What’s the difference between an angry yellow vest and an angry queer or 2SLGBTQ+ person?
There’s no question of that in my mind, or in the minds of most other like-minded people in the 2SLGBTQ+ community, especially when it comes to the recent yellow vest attacks at Hamilton Pride . The question we’re asking is: why are there still people that don’t think so?
People who insist “both sides” have done something wrong. People who insist that if the queer community stopped being so “unreasonable”, there could be a productive discussion in which everything would be resolved. People who sigh with a sort of martyred world-weariness as they ask: “why can’t we all just get along?”
Countless Twitter posts and opinion pieces have been made touting those views, particularly by heterosexual individuals who don’t have our community’s lived experience. People who don’t understand this struggle, who just want things to be “peaceful”.
Has anyone ever considered that we are the ones who would very much like “peaceful”?
I, for one, would love the peace to celebrate my bisexuality in the park, proudly wearing as much blue, pink and purple as I could possibly fit on my body. There is nothing I would have liked more than to go to Pride Hamilton without fearing attack by religious extremists. Or to go to the “Hamilton for who?” rally without feeling my stomach drop as I read the words “Yellow Vest meetup point” written in chalk on the pavement just outside the bounds of the event space.
I’d love to walk around downtown Hamilton now without worrying about the yellow vest demonstrations at City Hall. Without wondering if, somehow, this will be the day the wrong person will sense that I am a queer woman. Without tensing my entire body every time I see a flash of neon yellow out of the corner of my eye.
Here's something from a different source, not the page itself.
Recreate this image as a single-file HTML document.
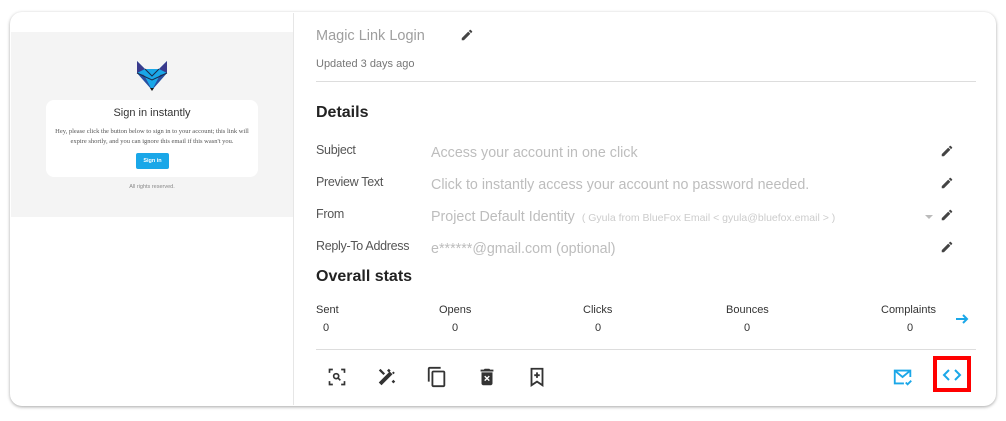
<!DOCTYPE html>
<html><head><meta charset="utf-8"><style>
body{margin:0;width:1006px;height:421px;background:#fff;font-family:"Liberation Sans",sans-serif;position:relative;overflow:hidden}
.a{position:absolute;white-space:nowrap}
.card{position:absolute;left:10px;top:12px;width:986px;height:394px;border-radius:12px;box-shadow:0 1px 3px rgba(0,0,0,.35);background:#fff}
.lbl{font-size:12.5px;color:#555;letter-spacing:-0.3px}
.val{font-size:14px;color:#bdbdbd}
.pen{width:14px;height:14px}
.st{font-size:11px;color:#333}
</style></head><body>
<div class="card"></div>
<div class="a" style="left:293px;top:13px;width:1px;height:392px;background:#e6e6e6"></div>
<div class="a" style="left:11px;top:32px;width:282px;height:185px;background:#f4f4f4"></div>
<svg class="a" style="left:134px;top:58px" width="36" height="34" viewBox="0 0 36 32"><path d="M3 2 L11 10 L25 10 L33 2 L33 14 L18 31 L3 14Z" fill="#1aa7e8"/><path d="M3 2 L11 10 L3 14Z M33 2 L25 10 L33 14Z" fill="#3a3a8c"/><path d="M3 14 L18 31 L10 16Z M33 14 L18 31 L26 16Z" fill="#2b4fa0"/><path d="M3 14 L18 21 L33 14 M11 10 L18 17 L25 10" stroke="#1b2a4a" stroke-width="1" fill="none"/><path d="M16 29 L18 32 L20 29Z" fill="#111"/></svg>
<div class="a" style="left:46px;top:100px;width:212px;height:77px;background:#fff;border-radius:8px"></div>
<div class="a" style="left:46px;top:107px;width:212px;text-align:center;font-size:11px;color:#333">Sign in instantly</div>
<div class="a" style="left:46px;top:127px;width:212px;text-align:center;font-family:'Liberation Serif',serif;font-size:6.5px;color:#555;line-height:10px;white-space:normal">Hey, please click the button below to sign in to your account; this link will<br>expire shortly, and you can ignore this email if this wasn't you.</div>
<div class="a" style="left:136px;top:153px;width:33px;height:16px;background:#1aa7e8;border-radius:2px;color:#fff;font-size:5.5px;font-weight:bold;text-align:center;line-height:16px">Sign in</div>
<div class="a" style="left:46px;top:184px;width:212px;text-align:center;font-size:5.5px;color:#888">All rights reserved.</div>

<div class="a" style="left:316px;top:28px;font-size:14.5px;color:#9e9e9e">Magic Link Login</div>
<svg class="a pen" style="left:460px;top:28px" viewBox="0 0 24 24"><path d="M3 17.25V21h3.75L17.81 9.94l-3.75-3.75L3 17.25zM20.71 7.04a1 1 0 000-1.41l-2.34-2.34a1 1 0 00-1.41 0l-1.83 1.83 3.75 3.75 1.83-1.83z" fill="#444"/></svg>
<div class="a" style="left:316px;top:58px;font-size:11px;color:#777">Updated 3 days ago</div>
<div class="a" style="left:316px;top:81px;width:660px;height:1px;background:#ddd"></div>
<div class="a" style="left:316px;top:104px;font-size:16px;font-weight:bold;color:#222">Details</div>

<div class="a lbl" style="left:316px;top:143px">Subject</div>
<div class="a val" style="left:431px;top:145px;font-size:14.3px">Access your account in one click</div>
<div class="a lbl" style="left:316px;top:175px">Preview Text</div>
<div class="a val" style="left:431px;top:177px;font-size:14.3px">Click to instantly access your account no password needed.</div>
<div class="a lbl" style="left:316px;top:207px">From</div>
<div class="a val" style="left:431px;top:209px;font-size:14.3px">Project Default Identity <span style="font-size:10.5px;color:#ccc;margin-left:3px">( Gyula from BlueFox Email &lt; gyula@bluefox.email &gt; )</span></div>
<div class="a" style="left:925px;top:215px;width:0;height:0;border-left:4px solid transparent;border-right:4px solid transparent;border-top:4px solid #bbb"></div>
<div class="a lbl" style="left:316px;top:239px">Reply-To Address</div>
<div class="a val" style="left:431px;top:241px;font-size:14.3px">e******@gmail.com (optional)</div>
<svg class="a pen" style="left:940px;top:144px" viewBox="0 0 24 24"><path d="M3 17.25V21h3.75L17.81 9.94l-3.75-3.75L3 17.25zM20.71 7.04a1 1 0 000-1.41l-2.34-2.34a1 1 0 00-1.41 0l-1.83 1.83 3.75 3.75 1.83-1.83z" fill="#444"/></svg>
<svg class="a pen" style="left:940px;top:176px" viewBox="0 0 24 24"><path d="M3 17.25V21h3.75L17.81 9.94l-3.75-3.75L3 17.25zM20.71 7.04a1 1 0 000-1.41l-2.34-2.34a1 1 0 00-1.41 0l-1.83 1.83 3.75 3.75 1.83-1.83z" fill="#444"/></svg>
<svg class="a pen" style="left:940px;top:208px" viewBox="0 0 24 24"><path d="M3 17.25V21h3.75L17.81 9.94l-3.75-3.75L3 17.25zM20.71 7.04a1 1 0 000-1.41l-2.34-2.34a1 1 0 00-1.41 0l-1.83 1.83 3.75 3.75 1.83-1.83z" fill="#444"/></svg>
<svg class="a pen" style="left:940px;top:240px" viewBox="0 0 24 24"><path d="M3 17.25V21h3.75L17.81 9.94l-3.75-3.75L3 17.25zM20.71 7.04a1 1 0 000-1.41l-2.34-2.34a1 1 0 00-1.41 0l-1.83 1.83 3.75 3.75 1.83-1.83z" fill="#444"/></svg>

<div class="a" style="left:316px;top:268px;font-size:16px;font-weight:bold;color:#222">Overall stats</div>
<div class="a st" style="left:316px;top:304px">Sent</div><div class="a st" style="left:323px;top:322px">0</div>
<div class="a st" style="left:439px;top:304px">Opens</div><div class="a st" style="left:452px;top:322px">0</div>
<div class="a st" style="left:583px;top:304px">Clicks</div><div class="a st" style="left:595px;top:322px">0</div>
<div class="a st" style="left:726px;top:304px">Bounces</div><div class="a st" style="left:744px;top:322px">0</div>
<div class="a st" style="left:881px;top:304px">Complaints</div><div class="a st" style="left:907px;top:322px">0</div>
<svg class="a" style="left:955px;top:313px" width="14" height="12" viewBox="0 0 14 12"><path d="M1 6H12M8 2L12 6L8 10" stroke="#1aa7e8" stroke-width="2" fill="none"/></svg>
<div class="a" style="left:316px;top:349px;width:660px;height:1px;background:#ddd"></div>

<svg class="a" style="left:327px;top:367px" width="20" height="20" viewBox="0 0 24 24" fill="none" stroke="#333" stroke-width="2"><path d="M3 7V3h4M17 3h4v4M21 17v4h-4M7 21H3v-4"/><circle cx="11" cy="11" r="3"/><path d="M13 13l3 3"/></svg>
<svg class="a" style="left:376px;top:366px" width="22" height="22" viewBox="0 0 24 24" fill="#333"><path d="M3 18l12-12 3 3-12 12zM14 3l2 2-2 2-2-2zM19 6l1.5 1.5-1.5 1.5-1.5-1.5zM4 4l3 3M19 15l2 2-2 2-2-2z"/><path d="M4 4l5 5" stroke="#333" stroke-width="2.5"/></svg>
<svg class="a" style="left:426px;top:366px" width="22" height="22" viewBox="0 0 24 24" fill="#333"><path d="M16 1H4c-1.1 0-2 .9-2 2v14h2V3h12V1zm3 4H8c-1.1 0-2 .9-2 2v14c0 1.1.9 2 2 2h11c1.1 0 2-.9 2-2V7c0-1.1-.9-2-2-2zm0 16H8V7h11v14z"/></svg>
<svg class="a" style="left:476px;top:366px" width="22" height="22" viewBox="0 0 24 24" fill="#333"><path d="M6 19c0 1.1.9 2 2 2h8c1.1 0 2-.9 2-2V7H6v12zM19 4h-3.5l-1-1h-5l-1 1H5v2h14V4z"/><path d="M9.5 11l5 5M14.5 11l-5 5" stroke="#fff" stroke-width="1.5"/></svg>
<svg class="a" style="left:526px;top:366px" width="22" height="22" viewBox="0 0 24 24" fill="none" stroke="#333" stroke-width="2"><path d="M6 3h12v18l-6-4-6 4z"/><path d="M12 7v6M9 10h6"/></svg>
<svg class="a" style="left:892px;top:366px" width="22" height="22" viewBox="0 0 24 24" fill="none" stroke="#1aa7e8" stroke-width="2"><path d="M20 12V5H3v14h10"/><path d="M3 5l8.5 7L20 5"/><path d="M15 18l2 2 4-4"/></svg>
<div class="a" style="left:933px;top:356px;width:38px;height:36px;border:4px solid #f00;box-sizing:border-box"></div>
<svg class="a" style="left:941px;top:367px" width="22" height="16" viewBox="0 0 22 16" fill="none" stroke="#1aa7e8" stroke-width="2"><path d="M8 3L3 8l5 5M14 3l5 5-5 5"/></svg>
</body></html>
The ones who don’t want things to be “peaceful” are the right wing extremists who attacked Hamilton Pride unprovoked. I don’t approve at all of the word “protest” in this context; that connects this group far too closely with legitimate community organizers trying to raise awareness for LGBTQ+, feminist, and environmental issues, among others. No, it was an attack, and so it should always be called.
More specifically it was an attack by a group that is anti-Semitic, anti-2SLGBTQ+, and Islamophobic, among other things. An angry queer or 2SLGBTQ+ person is angry because their right to celebrate their identity has been violated, and public institutions have been incredibly insufficient in protecting it. An angry yellow vest is angry because members of marginalized communities they hate dare to exist in public spaces.
Equating these two groups in their anger, especially in Hamilton right now, is harmful beyond belief. And no, the 2SLGBTQ+ community will not be “getting along” with people that consider it their “right” to attack them at their own celebration.
Furthermore, opening oneself to “reasonable” diplomacy is not the way to go. Hate groups do not act in good faith. They cannot be “reasoned” with. And if the community has to take a hard stance when the alternative is politely standing still to be hit with helmets, so be it.
Many of those who use these “both sides” arguments do not, or do not choose to, understand the social context behind these two different types of anger. It’s easy to not understand when it poses no direct threat to one’s daily life or existence. It’s easy to think of this as a homogenous “disturbance” when one doesn’t understand the demands these two sides are making.
The extremists want the 2SLGBTQ+ and queer communities to stop existing publicly and to live in fear.
The queer/2SLGBGTQ+ community would very much like to hold a Pride event in the park (which quite a few children and teens were at, by the way) without wondering if they’re going to make it home safely. Something that they currently cannot do.
I, for one, think the difference is as clear as crystal.